Fast von der Pandemie komplett aus dem Rennen genommen, hat das Bremer Start-up „Chewow“ jetzt doch einen Fuß in den Einzelhandel bekommen: Es vertreibt Fast Food, das nachhaltig sein soll

Von Benno Schirrmeister

Jetzt haben sie es also doch geschafft: Seit Mitte September liegen ihre Produkte in Kühlregalen einer Handvoll Bremer Rewe-Filialen, „Gyr*s“ aus Kürbiskernen, das am spektakulärsten ist, und Nugg*ts aus norddeutschen Ackerbohnen. Nix aus Soja, und das mit voller Absicht: „Ich bin der Meinung, dass die Vielfalt auf dem Acker eine Chance haben muss“, sagt Marlo Kockerols, die gleichberechtigt mit Federico Krader die Geschäfte von „Chewow“ führt. Vor gut einem Jahr als „Bold Foods“ gegründet, haben die Gesellschafter das Start-ups im April umbenannt, wobei unklar bleibt, was der Name bedeuten soll, der so stark nach kleinem Hund klingt.

Spezialisiert hat sich Chewow auf Kühlregal-Fast-Food für den Hausgebrauch, das nachhaltig sein soll – also etwa aus pflanzlichen Rohstoffen wie Ackerbohnen, die in Norddeutschland angebaut werden. Es ist aber nicht vegan aus Prinzip: „Wir setzen ganz auf Nachhaltigkeit“, sagt Kockerols. Das Marketing nutzt dafür das Schlagwort „Revolution“, mit dem der Anspruch verbunden wird, „den Planeten ein kleines bisschen besser machen zu können“, durch Fast Food. Also hat man auch Pattys aus gemahlenen Getreideschimmelkäfern im Angebot. Die werden schockgefrostet zur Produktion aus den Niederlanden importiert.

„Wir stehen nicht selbst in der Küche“, sagt Kockerols. Das Unternehmen vermarktet eher Produkte, als sie selbst zu entwickeln. Kulinarisch sorgt das für eine uneinheitliche Qualität. Die Burger schmecken eher so lala, eine salzige Tex-Mex- und eine Spinat-Frikadelle, in die jemand Champignonschnipsel integriert hat. Das kann nicht mit den Standards mithalten, die von der Osnabrücker Bug-Foundation gesetzt worden sind. Geschmacklich und von der Konsistenz her perfekt sind die Nugg*ts: schönes weißes Inneres, fasrig und zugleich saftig, das ist eine gelungene Kreation.

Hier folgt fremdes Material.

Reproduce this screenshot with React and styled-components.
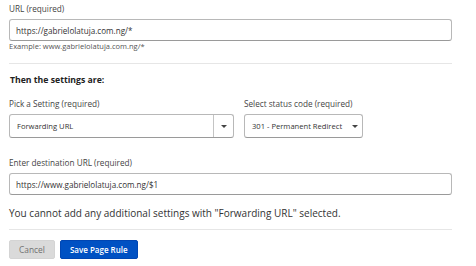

Spannender, ist das Gyr*s: „Da wird nicht mal etwas für uns angepflanzt“, sagt Kockerols, sprich: für den Rohstoff wird kein Wasser verbraucht und außer beim Transport kein CO2 ausgestoßen. Denn es wird auf Basis der Presskuchen von steirischem Kürbiskernöl produziert – also aus Abfall, der nährstoffreich und von apartem Aroma ist. Das für den Verbrauch zu retten ist eine Superidee. Bloß: Das vegane Gyros-Imitat krümelt stark, wird daher beim Garen schnell trocken und ungleichmäßig kross.

Länger gebraucht hat die Markteinführung, und wahrscheinlich hätte die Firma aufgeben müssen, wäre nicht mit Rüstungsreeder Peter Lürßen noch ein Geldgeber eingestiegen. „Wir wollten eigentlich Ende Juli im Handel liegen“, sagt Kockerols. Das wäre auch genau der richtige Moment gewesen: Corona und der Schlachthof­skandal hatten die Nachfrage nach Fleischlosem stark angekurbelt. Aber der Einzelhandel war in der Pandemie eher vorsichtig bei Neuheiten, und gleichzeitig pflasterte Unilever die Städte mit Werbung für die Sojaprodukte des „Vegetarian Butcher“: Revolution sozusagen von oben. Chewow hat sie überlebt. Jetzt muss die Firma sehen, wie sie zurechtkommt.